I'd like to think that the prosecutor spent enough time with the child to reach a reasonable conclusion, but, really, none of us can possibly know if that was the case (again, I wasn't judging by my earlier post. I was just saying that the issue is not so black and white. In this situation, we've only heard one side of the story from an apparently very strong advocate).

I said it before and I'll say it again..........prosecutors who are true believers think its more important to exonerate the innocent (not just drop their charges, but make an affirmative statement) than convict the guilty. If a prosecutor is not damn sure the defendant is guilty, he or she should drop the charges. Period.

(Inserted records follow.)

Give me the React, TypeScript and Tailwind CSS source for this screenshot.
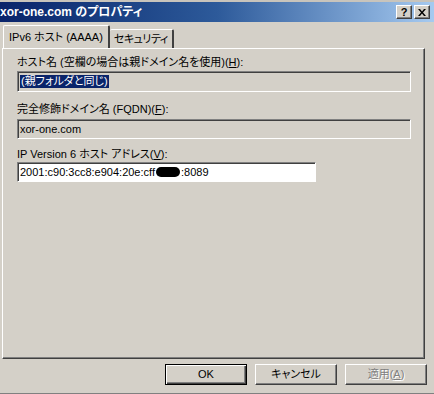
const font = "font-['Liberation_Sans','Noto_Sans_CJK_JP',sans-serif] [font-feature-settings:'palt']"

function CaptionButton({ children }: { children: React.ReactNode }) {
  return (
    <div className="w-[16px] h-[14px] bg-[#d4d0c8] border border-t-white border-l-white border-r-[#404040] border-b-[#404040] shadow-[inset_-1px_-1px_0_#808080] flex items-center justify-center text-[11px] font-bold leading-none text-black">
      {children}
    </div>
  )
}

function Field({ children, white, className }: { children?: React.ReactNode; white?: boolean; className?: string }) {
  return (
    <div
      className={
        'h-[20px] border border-t-[#808080] border-l-[#808080] border-r-white border-b-white shadow-[inset_1px_1px_0_#404040] flex items-center pl-[2px] text-[11px] text-black ' +
        (white ? 'bg-white ' : 'bg-[#d4d0c8] ') +
        (className ?? '')
      }
    >
      {children}
    </div>
  )
}

function Button({ children, primary, disabled }: { children: React.ReactNode; primary?: boolean; disabled?: boolean }) {
  return (
    <div
      className={
        'w-[82px] h-[21px] bg-[#d4d0c8] flex items-center justify-center text-[11px] ' +
        (primary
          ? 'border border-black shadow-[inset_1px_1px_0_white,inset_-1px_-1px_0_#404040,inset_-2px_-2px_0_#808080] '
          : 'border border-t-white border-l-white border-r-[#404040] border-b-[#404040] shadow-[inset_-1px_-1px_0_#808080] ') +
        (disabled ? 'text-[#808080] [text-shadow:1px_1px_0_white]' : 'text-black')
      }
    >
      {children}
    </div>
  )
}

export default function App() {
  return (
    <div className={`w-[434px] h-[394px] bg-[#d4d0c8] overflow-hidden flex flex-col ${font}`}>
      <div className="h-[2px] bg-[#c8c4bc]" />

      {/* title bar */}
      <div className="h-[20px] bg-gradient-to-r from-[#0a246a] via-[#2d5a9a] to-[#a6caf0] flex items-center justify-between pr-[4px]">
        <span className="ml-0 text-white text-[12px] font-bold whitespace-nowrap">xor-one.com のプロパティ</span>
        <div className="flex gap-[2px]">
          <CaptionButton>?</CaptionButton>
          <CaptionButton>
            <svg width="8" height="7" viewBox="0 0 8 7">
              <path d="M0 0h2l2 2.5L6 0h2L5 3.5 8 7H6L4 4.5 2 7H0l3-3.5z" fill="black" />
            </svg>
          </CaptionButton>
        </div>
      </div>

      {/* tabs */}
      <div className="mt-[4px] pl-[3px] flex items-end h-[22px] relative z-10">
        <div className="h-[23px] px-[5px] bg-[#d4d0c8] border-l border-t border-white border-r-2 border-r-[#404040] rounded-t-[2px] flex items-center text-[11px] text-black whitespace-nowrap">
          IPv6 ホスト (AAAA)
        </div>
        <div className="h-[19px] px-[4px] bg-[#d4d0c8] border-t border-t-white border-r-2 border-r-[#404040] rounded-t-[2px] flex items-center text-[11px] tracking-[-0.5px] text-black whitespace-nowrap">
          セキュリティ
        </div>
      </div>

      {/* panel */}
      <div className="ml-[2px] w-[423px] h-[311px] border border-t-white border-l-white border-r-[#404040] border-b-[#404040] shadow-[inset_-1px_-1px_0_#808080] pt-[7px] pl-[14px] pr-[13px] flex flex-col">
        <div className="text-[11px] leading-[13px] text-black whitespace-nowrap">
          ホスト名 (空欄の場合は親ドメイン名を使用)(<span className="underline">H</span>):
        </div>
        <Field className="mt-[2px] h-[21px]">
          <span className="bg-[#0a246a] text-white px-[1px] leading-[13px]">(親フォルダと同じ)</span>
        </Field>

        <div className="mt-[11px] text-[11px] leading-[13px] text-black whitespace-nowrap">
          完全修飾ドメイン名 (FQDN)(<span className="underline">F</span>):
        </div>
        <Field className="mt-[3px]">xor-one.com</Field>

        <div className="mt-[9px] text-[11px] leading-[13px] text-black whitespace-nowrap">
          IP Version 6 ホスト アドレス(<span className="underline">V</span>):
        </div>
        <Field white className="mt-[1px] w-[299px]">
          <span className="whitespace-nowrap flex items-center">
            2001:c90:3cc8:e904:20e:cff
            <span className="inline-block w-[24px] h-[10px] bg-black rounded-full mx-[1px]" />
            :8089
          </span>
        </Field>
      </div>

      {/* buttons */}
      <div className="mt-[5px] pl-[165px] flex gap-[8px]">
        <Button primary>OK</Button>
        <Button>キャンセル</Button>
        <Button disabled>
          適用(<span className="underline">A</span>)
        </Button>
      </div>

      <div className="mt-auto h-[1px] bg-[#808080]" />
    </div>
  )
}
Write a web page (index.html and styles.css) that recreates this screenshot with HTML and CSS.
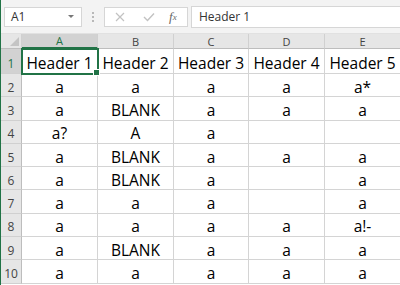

Those that don't understand that are in the wrong job.

BTDT

Anonymous said...

After years in REG, I don't buy that the ASA's who handle kiddie sex crimes cases do so to convict the innocent. 7:43 (gotta be Catalano) sounds like he's just having a tantrum because he didn't get his way.

Anonymous said...

Some prosecutors, specially those with little life experience or with high ambitions, will give the benefit of the doubt to the accuser in an L&L on a child case. They just play it politically safe.

I had a case years ago where there was nothing but the word of the child's parents, yet, the state was ready to go forward on that because of the seriousness of the allegations until I showed him conclusively that my client could not be the molester because he was not even there when the crime was alleged to have happened and the state then no-actioned the case.

Seth Sklarey said...

Will someone please explain equal protection of the law to me. If a defendant pleads out and gets a reuced sentence why should a defendant be penalized for going to trial by getting a harsher sentence? Doesn't sound equal to me.